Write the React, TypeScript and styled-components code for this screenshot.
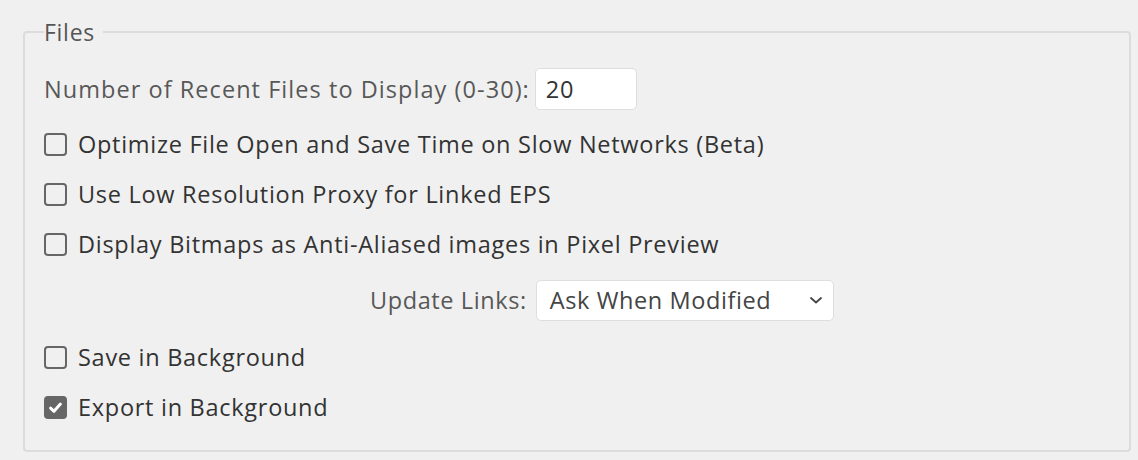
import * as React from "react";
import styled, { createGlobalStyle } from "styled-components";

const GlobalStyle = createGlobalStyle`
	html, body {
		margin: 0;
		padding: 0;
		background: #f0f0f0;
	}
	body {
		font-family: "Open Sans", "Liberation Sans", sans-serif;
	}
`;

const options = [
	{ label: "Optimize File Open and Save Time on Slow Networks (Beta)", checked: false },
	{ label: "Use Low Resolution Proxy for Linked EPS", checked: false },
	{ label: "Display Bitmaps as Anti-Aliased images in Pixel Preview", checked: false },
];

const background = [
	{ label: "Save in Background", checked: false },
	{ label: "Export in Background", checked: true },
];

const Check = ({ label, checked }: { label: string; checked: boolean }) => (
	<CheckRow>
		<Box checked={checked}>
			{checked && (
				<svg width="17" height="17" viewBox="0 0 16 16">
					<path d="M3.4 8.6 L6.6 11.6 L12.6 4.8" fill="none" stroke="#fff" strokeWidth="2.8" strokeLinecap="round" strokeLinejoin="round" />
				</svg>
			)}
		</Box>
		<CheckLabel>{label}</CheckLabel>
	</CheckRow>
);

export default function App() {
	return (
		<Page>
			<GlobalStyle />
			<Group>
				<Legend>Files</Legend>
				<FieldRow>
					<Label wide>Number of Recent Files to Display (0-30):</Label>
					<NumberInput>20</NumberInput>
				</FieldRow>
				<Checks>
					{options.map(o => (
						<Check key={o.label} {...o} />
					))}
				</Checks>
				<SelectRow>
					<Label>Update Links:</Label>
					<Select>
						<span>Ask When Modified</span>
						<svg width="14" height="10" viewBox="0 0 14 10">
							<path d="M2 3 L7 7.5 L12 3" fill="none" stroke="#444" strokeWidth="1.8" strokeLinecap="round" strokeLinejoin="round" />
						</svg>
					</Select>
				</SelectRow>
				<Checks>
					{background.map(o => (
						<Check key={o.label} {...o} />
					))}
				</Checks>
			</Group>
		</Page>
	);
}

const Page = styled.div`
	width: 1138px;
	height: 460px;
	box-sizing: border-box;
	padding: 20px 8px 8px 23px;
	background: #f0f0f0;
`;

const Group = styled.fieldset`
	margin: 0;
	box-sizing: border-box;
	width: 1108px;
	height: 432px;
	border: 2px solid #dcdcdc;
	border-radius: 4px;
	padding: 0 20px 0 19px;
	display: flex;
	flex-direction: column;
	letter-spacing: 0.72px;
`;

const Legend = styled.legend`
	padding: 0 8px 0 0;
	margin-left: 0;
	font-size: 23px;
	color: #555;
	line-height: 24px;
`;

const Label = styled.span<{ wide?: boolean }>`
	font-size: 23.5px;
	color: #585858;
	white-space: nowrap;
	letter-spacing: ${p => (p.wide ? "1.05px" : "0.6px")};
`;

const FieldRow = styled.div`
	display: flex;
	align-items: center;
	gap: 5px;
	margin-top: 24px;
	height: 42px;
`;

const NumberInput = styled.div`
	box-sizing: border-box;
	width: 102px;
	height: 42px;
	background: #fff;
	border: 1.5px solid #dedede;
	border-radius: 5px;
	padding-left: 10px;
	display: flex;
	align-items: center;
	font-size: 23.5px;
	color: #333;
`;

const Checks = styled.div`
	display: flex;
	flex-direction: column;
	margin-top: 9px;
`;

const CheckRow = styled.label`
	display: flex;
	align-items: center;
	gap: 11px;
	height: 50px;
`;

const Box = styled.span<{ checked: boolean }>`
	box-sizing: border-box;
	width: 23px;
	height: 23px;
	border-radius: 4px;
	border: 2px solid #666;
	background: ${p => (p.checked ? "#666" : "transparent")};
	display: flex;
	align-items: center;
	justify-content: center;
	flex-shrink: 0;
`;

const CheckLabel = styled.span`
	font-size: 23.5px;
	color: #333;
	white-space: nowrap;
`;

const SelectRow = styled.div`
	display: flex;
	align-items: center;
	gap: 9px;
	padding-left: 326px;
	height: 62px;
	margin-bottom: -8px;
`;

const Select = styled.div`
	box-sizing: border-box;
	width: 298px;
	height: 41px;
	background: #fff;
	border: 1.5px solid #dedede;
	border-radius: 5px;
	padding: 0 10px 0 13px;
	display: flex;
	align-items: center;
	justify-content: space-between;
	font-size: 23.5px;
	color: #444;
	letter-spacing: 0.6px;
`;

_OBJECTIVE_. Without the pictures, print the whole listing exactly as given.

_SOLUTION TO THIS PROBLEM_.
Write the React, TypeScript and styled-components code for this screenshot.
import * as React from "react";
import styled, { createGlobalStyle } from "styled-components";

const GlobalStyle = createGlobalStyle`
	html, body {
		margin: 0;
		padding: 0;
		background: #f0f0f0;
	}
	body {
		font-family: "Open Sans", "Liberation Sans", sans-serif;
	}
`;

const options = [
	{ label: "Optimize File Open and Save Time on Slow Networks (Beta)", checked: false },
	{ label: "Use Low Resolution Proxy for Linked EPS", checked: false },
	{ label: "Display Bitmaps as Anti-Aliased images in Pixel Preview", checked: false },
];

const background = [
	{ label: "Save in Background", checked: false },
	{ label: "Export in Background", checked: true },
];

const Check = ({ label, checked }: { label: string; checked: boolean }) => (
	<CheckRow>
		<Box checked={checked}>
			{checked && (
				<svg width="17" height="17" viewBox="0 0 16 16">
					<path d="M3.4 8.6 L6.6 11.6 L12.6 4.8" fill="none" stroke="#fff" strokeWidth="2.8" strokeLinecap="round" strokeLinejoin="round" />
				</svg>
			)}
		</Box>
		<CheckLabel>{label}</CheckLabel>
	</CheckRow>
);

export default function App() {
	return (
		<Page>
			<GlobalStyle />
			<Group>
				<Legend>Files</Legend>
				<FieldRow>
					<Label wide>Number of Recent Files to Display (0-30):</Label>
					<NumberInput>20</NumberInput>
				</FieldRow>
				<Checks>
					{options.map(o => (
						<Check key={o.label} {...o} />
					))}
				</Checks>
				<SelectRow>
					<Label>Update Links:</Label>
					<Select>
						<span>Ask When Modified</span>
						<svg width="14" height="10" viewBox="0 0 14 10">
							<path d="M2 3 L7 7.5 L12 3" fill="none" stroke="#444" strokeWidth="1.8" strokeLinecap="round" strokeLinejoin="round" />
						</svg>
					</Select>
				</SelectRow>
				<Checks>
					{background.map(o => (
						<Check key={o.label} {...o} />
					))}
				</Checks>
			</Group>
		</Page>
	);
}

const Page = styled.div`
	width: 1138px;
	height: 460px;
	box-sizing: border-box;
	padding: 20px 8px 8px 23px;
	background: #f0f0f0;
`;

const Group = styled.fieldset`
	margin: 0;
	box-sizing: border-box;
	width: 1108px;
	height: 432px;
	border: 2px solid #dcdcdc;
	border-radius: 4px;
	padding: 0 20px 0 19px;
	display: flex;
	flex-direction: column;
	letter-spacing: 0.72px;
`;

const Legend = styled.legend`
	padding: 0 8px 0 0;
	margin-left: 0;
	font-size: 23px;
	color: #555;
	line-height: 24px;
`;

const Label = styled.span<{ wide?: boolean }>`
	font-size: 23.5px;
	color: #585858;
	white-space: nowrap;
	letter-spacing: ${p => (p.wide ? "1.05px" : "0.6px")};
`;

const FieldRow = styled.div`
	display: flex;
	align-items: center;
	gap: 5px;
	margin-top: 24px;
	height: 42px;
`;

const NumberInput = styled.div`
	box-sizing: border-box;
	width: 102px;
	height: 42px;
	background: #fff;
	border: 1.5px solid #dedede;
	border-radius: 5px;
	padding-left: 10px;
	display: flex;
	align-items: center;
	font-size: 23.5px;
	color: #333;
`;

const Checks = styled.div`
	display: flex;
	flex-direction: column;
	margin-top: 9px;
`;

const CheckRow = styled.label`
	display: flex;
	align-items: center;
	gap: 11px;
	height: 50px;
`;

const Box = styled.span<{ checked: boolean }>`
	box-sizing: border-box;
	width: 23px;
	height: 23px;
	border-radius: 4px;
	border: 2px solid #666;
	background: ${p => (p.checked ? "#666" : "transparent")};
	display: flex;
	align-items: center;
	justify-content: center;
	flex-shrink: 0;
`;

const CheckLabel = styled.span`
	font-size: 23.5px;
	color: #333;
	white-space: nowrap;
`;

const SelectRow = styled.div`
	display: flex;
	align-items: center;
	gap: 9px;
	padding-left: 326px;
	height: 62px;
	margin-bottom: -8px;
`;

const Select = styled.div`
	box-sizing: border-box;
	width: 298px;
	height: 41px;
	background: #fff;
	border: 1.5px solid #dedede;
	border-radius: 5px;
	padding: 0 10px 0 13px;
	display: flex;
	align-items: center;
	justify-content: space-between;
	font-size: 23.5px;
	color: #444;
	letter-spacing: 0.6px;
`;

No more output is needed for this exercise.